When it comes to the hops
Using fresh ingredients is one of the more obvious parts to crafting a quality brew, here’s a couple other comments regarding the use of hops specifically:
- I prefer a first wort hop to a regular 60 minute boil addition for bittering
- Complicated hopping schedules are often unnecessary – there’s not much that can’t be done with a bittering addition and an aroma addition. Further, when using simple hop schedules, there are no complications with on-the-fly alterations to boil length in the event evaporation targets are missed. I hold that it is more important to hit target gravity and post boil volume than boil for exactly 60 or 90 minutes.

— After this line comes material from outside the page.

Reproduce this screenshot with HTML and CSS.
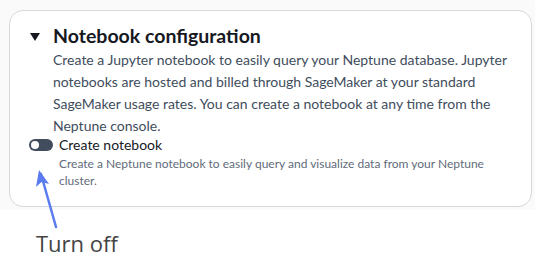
FILE: index.html
```html
<!DOCTYPE html>
<html lang="en">
<head>
  <meta charset="UTF-8" />
  <title>Notebook configuration</title>
  <link rel="stylesheet" href="styles.css">
</head>
<body>
<div class="console">
  <div class="panel">
    <div class="panel-header">
      <svg class="caret" width="10" height="8" viewBox="0 0 10 8"><path d="M0 0 H10 L5 8 Z" fill="#16191f"/></svg>
      <h2>Notebook configuration</h2>
    </div>
    <p class="panel-desc">Create a Jupyter notebook to easily query your Neptune database. Jupyter notebooks are hosted and billed through SageMaker at your standard SageMaker usage rates. You can create a notebook at any time from the Neptune console.</p>

    <div class="toggle-row">
      <span class="toggle"><span class="knob"></span></span>
      <div class="toggle-text">
        <div class="toggle-label">Create notebook</div>
        <div class="toggle-desc">Create a Neptune notebook to easily query and visualize data from your Neptune cluster.</div>
      </div>
    </div>
  </div>
</div>

<div class="annotation">
  <svg class="arrow" width="40" height="70" viewBox="0 0 40 70">
    <line x1="30" y1="61" x2="15" y2="8" stroke="#5b7cf0" stroke-width="2.5" stroke-linecap="round"/>
    <path d="M13 4 L10 21 L15.5 16 L23 18 Z" fill="#5b7cf0"/>
  </svg>
  <div class="note">Turn off</div>
</div>
</body>
</html>
```

FILE: styles.css
```css
body {
  margin: 0;
  background-color: #fff;
  font-family: Lato, "Open Sans", Arial, sans-serif;
}

.console {
  width: 535px;
  height: 210px;
  background-color: #fafafa;
  padding: 10px 0 0 9px;
  box-sizing: border-box;
}

.panel {
  width: 523px;
  height: 197px;
  box-sizing: border-box;
  background-color: #fff;
  border: 1px solid #d5d8dc;
  border-radius: 14px;
  padding: 12px 20px 0 20px;
}

.panel-header {
  display: flex;
  align-items: center;
  gap: 13px;
}

.caret {
  flex-shrink: 0;
  margin-top: 1px;
}

h2 {
  margin: 0;
  font-size: 19.5px;
  font-weight: 700;
  color: #16191f;
  line-height: 26px;
}

.panel-desc {
  margin: 0 0 0 23px;
  font-size: 14px;
  line-height: 22px;
  color: #414d5c;
}

.toggle-row {
  display: flex;
  gap: 6px;
  margin-top: -2px;
}

.toggle {
  width: 24px;
  height: 12px;
  border-radius: 6px;
  background-color: #414d5c;
  margin-top: 4px;
  margin-left: -1px;
  position: relative;
  flex-shrink: 0;
}

.knob {
  position: absolute;
  top: 2px;
  left: 2px;
  width: 8px;
  height: 8px;
  border-radius: 50%;
  background-color: #fff;
}

.toggle-label {
  font-size: 14px;
  line-height: 20px;
  color: #16191f;
}

.toggle-desc {
  font-size: 12px;
  line-height: 17px;
  color: #5f6b7a;
  max-width: 445px;
}

.annotation {
  position: relative;
  height: 49px;
}

.arrow {
  position: absolute;
  left: 26px;
  top: -44px;
}

.note {
  padding: 18px 0 0 36px;
  font-size: 22px;
  color: #444;
  font-family: "Open Sans", Arial, sans-serif;
}
```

- If you are dry hopping, do so generously. A double dry hop is my preferred method. The first dry hop occurs while fermentation is slowing, and the second once fermentation has stopped. Hop compounds undergo biotransformation when in contact with active yeast, differentiating the dry hop character each stage contributes. If you doing a large dry hop (as I would advise), dividing your dry hops into 2 stages effectively doubles the hop contact area, optimizing dry hop character contribution. 2 days per dry hop stage is sufficient to transfer hop magic into your beer.
A couple other things
And a last few things that I think are key for great homebrew:
- If your water is chlorinated, treat for it
- Control the pH of your mash
- Take minimizing oxygen exposure to finished product very seriously
- Keep the brew day relaxed as possible
- Learn from each brew day, collect data and notes on everything, and share what you can.